What we quickly come to learn is that nearly two decades earlier Gracie and Joe were the center of a huge scandal.  The then-36-year-old Gracie had an affair with seventh grader Joe. She ended up having his baby in prison; they married upon her release and now have three offspring (the oldest, born behind bars, is already in college). 

And, yes, “May December” is clearly inspired by the story of the late Mary Kay Letourneau. 

In a sense the film is a detective story, with Elizabeth interviewing participants in the sordid saga:  Gracie’s blindsided first husband (D.W. Moffett) and emotionally burned-out adult son (Cory Michael SmithI), the pet shop owner (Charles Green) in whose storeroom the illicit lovers were found in flagrante delicto, Gracie’s supportive best friend (Joan Reilly).

Julianne Moore, Charles Melton

Outwardly, anyway, Gracie seems to have come through it all more or less intact.  She claims to have “no doubts, no regrets.” She keeps busy baking cakes for friends and running her household.

But behind closed doors she is often weepy and anxiety-riddled, sobbing in the arms of Joe, who in her presence smothers his own individuality in order to give unquestioning support.  Their dynamic is truly squirm-worthy.

Gracie —who is less than thrilled with Hollywood having another go at her story (some years earlier there was a tacky made-for-TV movie) — tells Elizabeth that it was 13-year-old Joe who seduced her, not the other way around.

“May December” is less interested in discovering who’s to blame than in examining the damage done.  The film explores level upon level of these characters…just when you think you’ve got one of them pinned down they do something that requires a quick reassessment.

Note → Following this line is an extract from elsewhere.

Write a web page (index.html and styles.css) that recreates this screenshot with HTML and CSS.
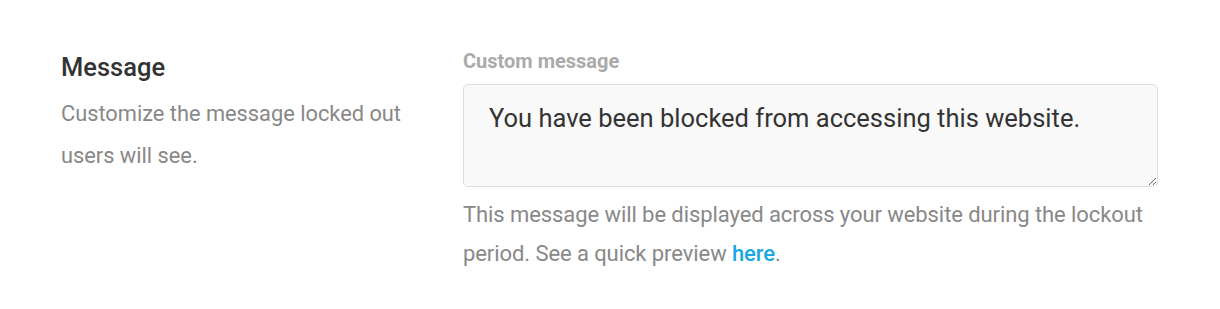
FILE: index.html
```html
<!DOCTYPE html>
<html>
<head>
<meta charset="utf-8">
<link rel="stylesheet" href="styles.css">
</head>
<body>
<div class="row">
  <div class="side">
    <h3 class="title">Message</h3>
    <p class="desc">Customize the message locked out users will see.</p>
  </div>
  <div class="main">
    <label class="label" for="msg">Custom message</label>
    <textarea id="msg" class="input">You have been blocked from accessing this website.</textarea>
    <p class="help">This message will be displayed across your website during the lockout period. See a quick preview <a href="#" class="link">here</a>.</p>
  </div>
</div>
</body>
</html>
```

FILE: styles.css
```css
html, body {
  margin: 0;
  padding: 0;
  background: #fff;
  font-family: Roboto, "Noto Sans", sans-serif;
}
.row {
  display: flex;
  padding: 50px 62px 0 61px;
}
.side {
  width: 402px;
  flex: none;
}
.title {
  margin: 0;
  font-size: 25.5px;
  font-weight: 500;
  color: #333;
  line-height: 34px;
}
.desc {
  margin: 9px 0 0;
  font-size: 21.8px;
  line-height: 42px;
  color: #888;
  width: 350px;
}
.main {
  flex: 1;
  display: flex;
  flex-direction: column;
}
.label {
  font-size: 20px;
  font-weight: 700;
  color: #aaa;
  line-height: 22px;
}
.input {
  margin-top: 12px;
  height: 103px;
  box-sizing: border-box;
  border: 1px solid #ddd;
  border-radius: 5px;
  background: #f9f9f9;
  padding: 17px 25px;
  font-family: Roboto, "Noto Sans", sans-serif;
  font-size: 25.5px;
  line-height: 32px;
  color: #333;
  resize: vertical;
}
.help {
  margin: 9px 0 0;
  font-size: 22px;
  line-height: 38.5px;
  color: #888;
  letter-spacing: -0.08px;
}
.link {
  color: #17a8e3;
  font-weight: 500;
  text-decoration: none;
}
```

Among those under the microscope is Elizabeth herself.  Ostensibly she’s our narrator/guide through this emotional minefield, but at some point we’ve got to ask if her show of friendship isn’t just another acting job. Clearly she’s determined to wring every bit of nuance out of Gracie’s story and to get there isn’t above creating collateral damage of her own.

In that regard “May December” is an indictment of show-biz duplicity and exploitation. Rarely has a film cast such a jaundiced eye on an actor’s process.

The acting is terrific. Moore and Portman, of course, are among our best film actresses. 

But the film’s real discovery is Melton, a veteran of TV’s “Riverdale” (he’s also a K-State alum) whose Joe undergoes the most striking transformation. Initially he seems to have almost no personality; get him away from Gracie, though, and you find an individual trap between childhood and adulthood, struggling to come to grips with a troubled past.